■ Data shown ■
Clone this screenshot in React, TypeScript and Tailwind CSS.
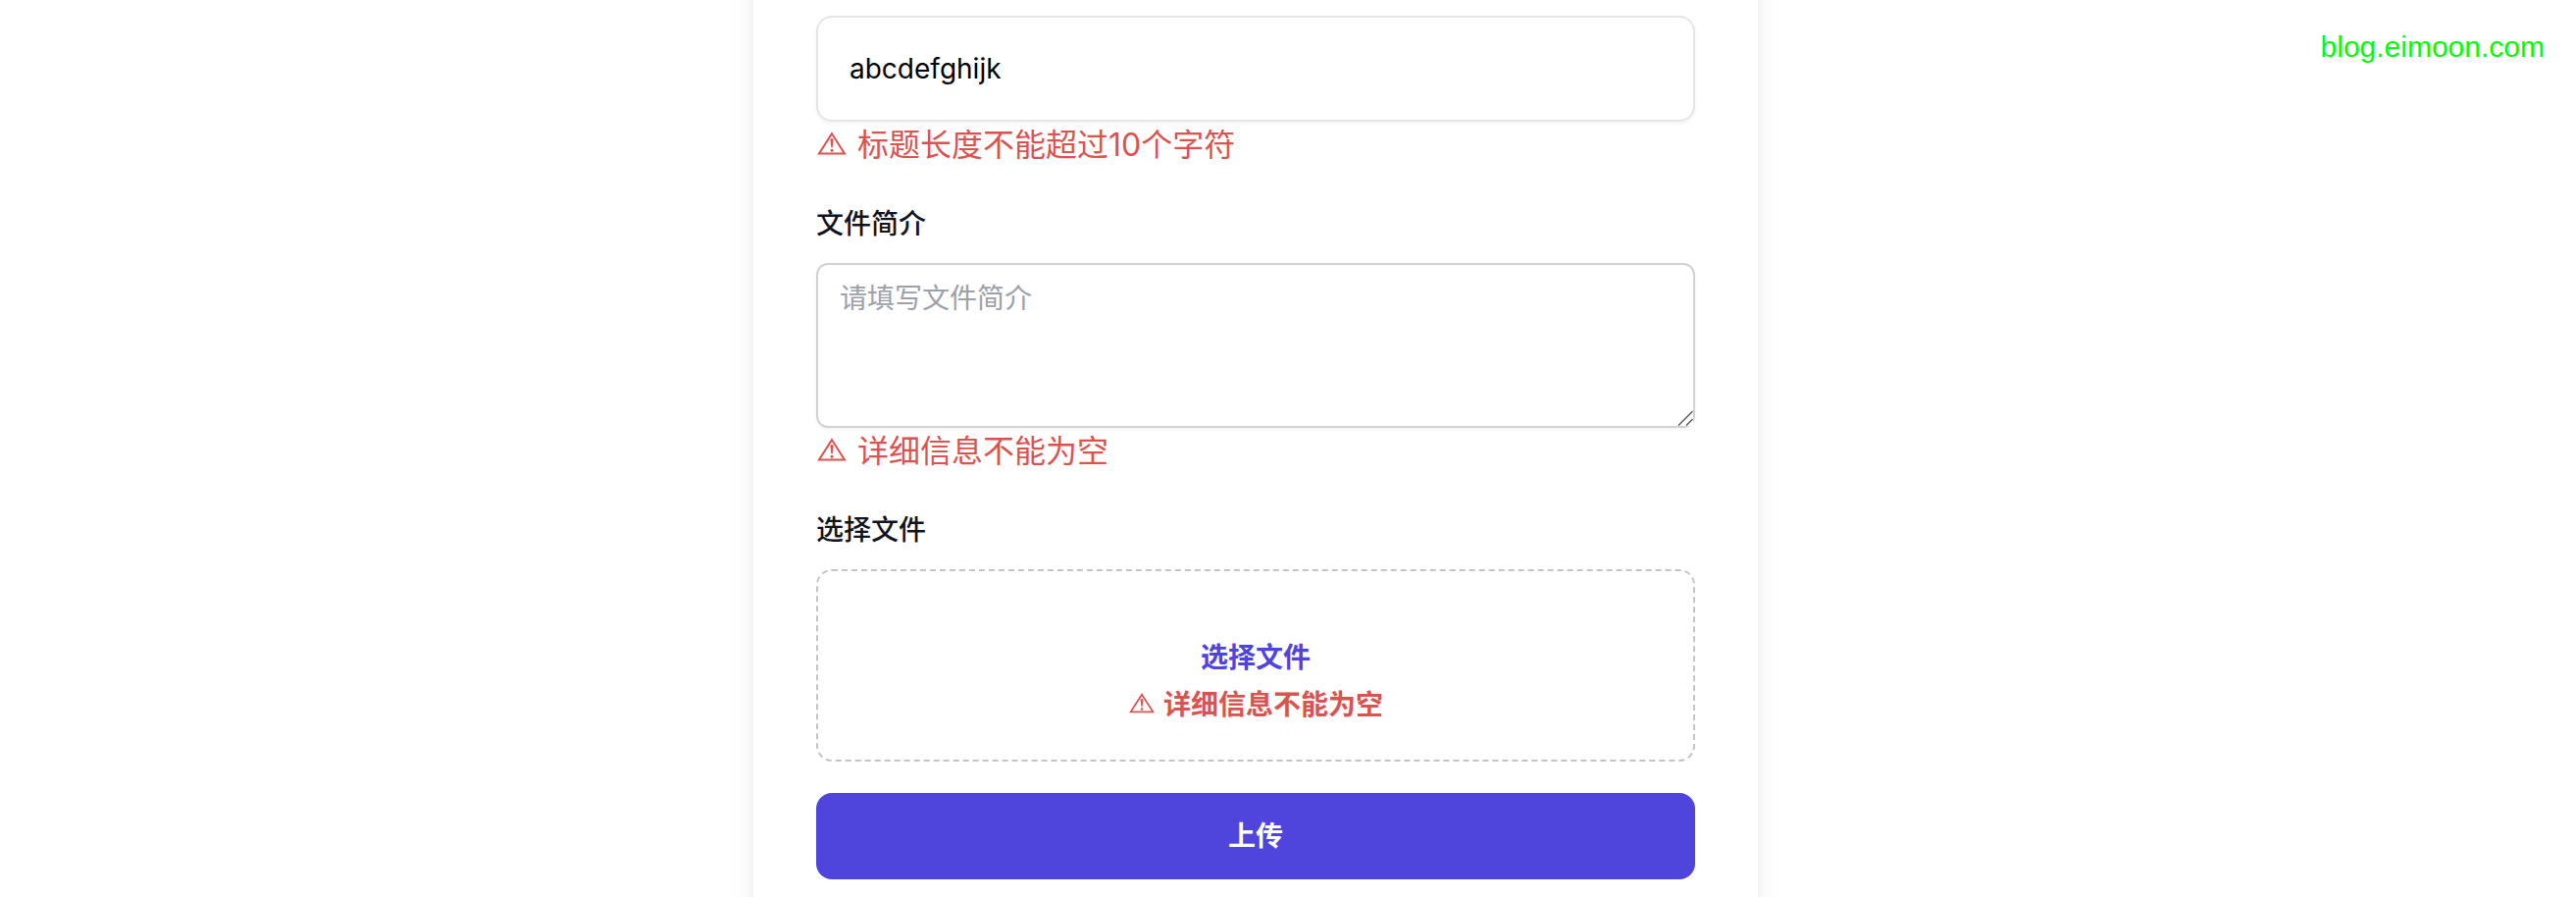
import { useRef, useState } from "react";

type ErrorMessageProps = {
  id: string;
  text: string;
  small?: boolean;
};

const WarningIcon = ({ className }: { className: string }) => (
  <svg
    viewBox="0 0 32 32"
    fill="none"
    stroke="currentColor"
    aria-hidden="true"
    className={className}
  >
    <path d="M16 4.2 L29 24.4 H3 Z" strokeWidth="2" />
    <path
      d="M14.4 10.6 a1.6 1.6 0 0 1 3.2 0 L16.6 18.6 h-1.2 Z"
      fill="currentColor"
      stroke="none"
    />
    <circle cx="16" cy="21.2" r="1.5" fill="currentColor" stroke="none" />
  </svg>
);

const ResizeGrip = () => (
  <svg
    viewBox="0 0 16 16"
    fill="none"
    stroke="#555555"
    strokeWidth="1.4"
    aria-hidden="true"
    className="pointer-events-none absolute right-0.5 bottom-0.5 size-4 bg-white"
  >
    <path d="M1 15.5 L15.5 1 M9 15.5 L15.5 9" />
  </svg>
);

const ErrorMessage = ({ id, text, small }: ErrorMessageProps) => (
  <p
    id={id}
    className={
      small
        ? "flex items-center justify-center gap-2 text-[28px] leading-[48px] font-bold text-[#d9534f]"
        : "flex items-center gap-2.5 text-[32px] leading-[48px] text-[#d9534f]"
    }
  >
    <WarningIcon className={small ? "size-7 shrink-0" : "size-8 shrink-0"} />
    <span>{text}</span>
  </p>
);

export default function App() {
  const [formData, setFormData] = useState({
    title: "abcdefghijk",
    description: "",
  });
  const fileRef = useRef<HTMLInputElement>(null);

  const handleChange = (
    e: React.ChangeEvent<HTMLInputElement | HTMLTextAreaElement>
  ) => {
    const { id, value } = e.target;
    setFormData({
      ...formData,
      [id]: value,
    });
  };

  const handleSubmit = (e: React.FormEvent<HTMLFormElement>) => {
    e.preventDefault();
  };

  return (
    <div className="relative h-screen overflow-hidden bg-white pr-[66px] font-[Inter,'Noto_Sans_CJK_SC',sans-serif]">
      <a
        href="#"
        className="absolute top-7 right-8 font-['Liberation_Sans',sans-serif] text-[30px] leading-10 text-[#00ff00]"
      >
        blog.eimoon.com
      </a>
      <form
        onSubmit={handleSubmit}
        className="mx-auto -mt-16 max-w-5xl bg-white px-16 pt-20 pb-32 shadow-[0_20px_30px_-6px_rgba(0,0,0,0.1),0_8px_12px_-4px_rgba(0,0,0,0.05)]"
      >
        <div className="mb-8">
          <input
            type="text"
            id="title"
            aria-label="标题"
            aria-describedby="title-error"
            value={formData.title}
            onChange={handleChange}
            className="block h-[108px] w-full rounded-2xl border-2 border-[#e5e5e5] px-8 text-[28px] text-black shadow-[0_2px_4px_rgba(0,0,0,0.05)] outline-none"
          />
          <ErrorMessage id="title-error" text="标题长度不能超过10个字符" />
        </div>

        <div className="mb-8">
          <label
            htmlFor="description"
            className="mb-4 block text-[28px] leading-[48px] font-medium text-[#111322]"
          >
            文件简介
          </label>
          <div className="relative">
            <textarea
              id="description"
              placeholder="请填写文件简介"
              aria-describedby="description-error"
              value={formData.description}
              onChange={handleChange}
              className="block h-[168px] w-full rounded-xl border-2 border-[#d1d1d1] px-[22px] py-3.5 text-[28px] leading-10 shadow-[0_2px_4px_rgba(0,0,0,0.05)] outline-none placeholder:text-[#9ca0a8]"
            />
            <ResizeGrip />
          </div>
          <ErrorMessage id="description-error" text="详细信息不能为空" />
        </div>

        <div className="mb-8">
          <label
            htmlFor="file"
            className="mb-4 block text-[28px] leading-[48px] font-medium text-[#111322]"
          >
            选择文件
          </label>
          <div className="rounded-2xl border-2 border-dashed border-[#c4c4c4] px-8 pt-16 pb-8">
            <input ref={fileRef} type="file" id="file" className="sr-only" />
            <button
              type="button"
              onClick={() => fileRef.current?.click()}
              className="mx-auto block text-[28px] leading-[48px] font-bold text-[#4f45dc]"
            >
              选择文件
            </button>
            <ErrorMessage id="file-error" text="详细信息不能为空" small />
          </div>
        </div>

        <button
          type="submit"
          className="block w-full rounded-2xl bg-[#4f45dc] py-5 text-[28px] leading-[48px] font-bold text-white"
        >
          上传
        </button>
      </form>
    </div>
  );
}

■ Exercise ■
Transcribe the listing above verbatim. Omit the pictures.

■ Written reply ■
Clone this screenshot in React, TypeScript and Tailwind CSS.
import { useRef, useState } from "react";

type ErrorMessageProps = {
  id: string;
  text: string;
  small?: boolean;
};

const WarningIcon = ({ className }: { className: string }) => (
  <svg
    viewBox="0 0 32 32"
    fill="none"
    stroke="currentColor"
    aria-hidden="true"
    className={className}
  >
    <path d="M16 4.2 L29 24.4 H3 Z" strokeWidth="2" />
    <path
      d="M14.4 10.6 a1.6 1.6 0 0 1 3.2 0 L16.6 18.6 h-1.2 Z"
      fill="currentColor"
      stroke="none"
    />
    <circle cx="16" cy="21.2" r="1.5" fill="currentColor" stroke="none" />
  </svg>
);

const ResizeGrip = () => (
  <svg
    viewBox="0 0 16 16"
    fill="none"
    stroke="#555555"
    strokeWidth="1.4"
    aria-hidden="true"
    className="pointer-events-none absolute right-0.5 bottom-0.5 size-4 bg-white"
  >
    <path d="M1 15.5 L15.5 1 M9 15.5 L15.5 9" />
  </svg>
);

const ErrorMessage = ({ id, text, small }: ErrorMessageProps) => (
  <p
    id={id}
    className={
      small
        ? "flex items-center justify-center gap-2 text-[28px] leading-[48px] font-bold text-[#d9534f]"
        : "flex items-center gap-2.5 text-[32px] leading-[48px] text-[#d9534f]"
    }
  >
    <WarningIcon className={small ? "size-7 shrink-0" : "size-8 shrink-0"} />
    <span>{text}</span>
  </p>
);

export default function App() {
  const [formData, setFormData] = useState({
    title: "abcdefghijk",
    description: "",
  });
  const fileRef = useRef<HTMLInputElement>(null);

  const handleChange = (
    e: React.ChangeEvent<HTMLInputElement | HTMLTextAreaElement>
  ) => {
    const { id, value } = e.target;
    setFormData({
      ...formData,
      [id]: value,
    });
  };

  const handleSubmit = (e: React.FormEvent<HTMLFormElement>) => {
    e.preventDefault();
  };

  return (
    <div className="relative h-screen overflow-hidden bg-white pr-[66px] font-[Inter,'Noto_Sans_CJK_SC',sans-serif]">
      <a
        href="#"
        className="absolute top-7 right-8 font-['Liberation_Sans',sans-serif] text-[30px] leading-10 text-[#00ff00]"
      >
        blog.eimoon.com
      </a>
      <form
        onSubmit={handleSubmit}
        className="mx-auto -mt-16 max-w-5xl bg-white px-16 pt-20 pb-32 shadow-[0_20px_30px_-6px_rgba(0,0,0,0.1),0_8px_12px_-4px_rgba(0,0,0,0.05)]"
      >
        <div className="mb-8">
          <input
            type="text"
            id="title"
            aria-label="标题"
            aria-describedby="title-error"
            value={formData.title}
            onChange={handleChange}
            className="block h-[108px] w-full rounded-2xl border-2 border-[#e5e5e5] px-8 text-[28px] text-black shadow-[0_2px_4px_rgba(0,0,0,0.05)] outline-none"
          />
          <ErrorMessage id="title-error" text="标题长度不能超过10个字符" />
        </div>

        <div className="mb-8">
          <label
            htmlFor="description"
            className="mb-4 block text-[28px] leading-[48px] font-medium text-[#111322]"
          >
            文件简介
          </label>
          <div className="relative">
            <textarea
              id="description"
              placeholder="请填写文件简介"
              aria-describedby="description-error"
              value={formData.description}
              onChange={handleChange}
              className="block h-[168px] w-full rounded-xl border-2 border-[#d1d1d1] px-[22px] py-3.5 text-[28px] leading-10 shadow-[0_2px_4px_rgba(0,0,0,0.05)] outline-none placeholder:text-[#9ca0a8]"
            />
            <ResizeGrip />
          </div>
          <ErrorMessage id="description-error" text="详细信息不能为空" />
        </div>

        <div className="mb-8">
          <label
            htmlFor="file"
            className="mb-4 block text-[28px] leading-[48px] font-medium text-[#111322]"
          >
            选择文件
          </label>
          <div className="rounded-2xl border-2 border-dashed border-[#c4c4c4] px-8 pt-16 pb-8">
            <input ref={fileRef} type="file" id="file" className="sr-only" />
            <button
              type="button"
              onClick={() => fileRef.current?.click()}
              className="mx-auto block text-[28px] leading-[48px] font-bold text-[#4f45dc]"
            >
              选择文件
            </button>
            <ErrorMessage id="file-error" text="详细信息不能为空" small />
          </div>
        </div>

        <button
          type="submit"
          className="block w-full rounded-2xl bg-[#4f45dc] py-5 text-[28px] leading-[48px] font-bold text-white"
        >
          上传
        </button>
      </form>
    </div>
  );
}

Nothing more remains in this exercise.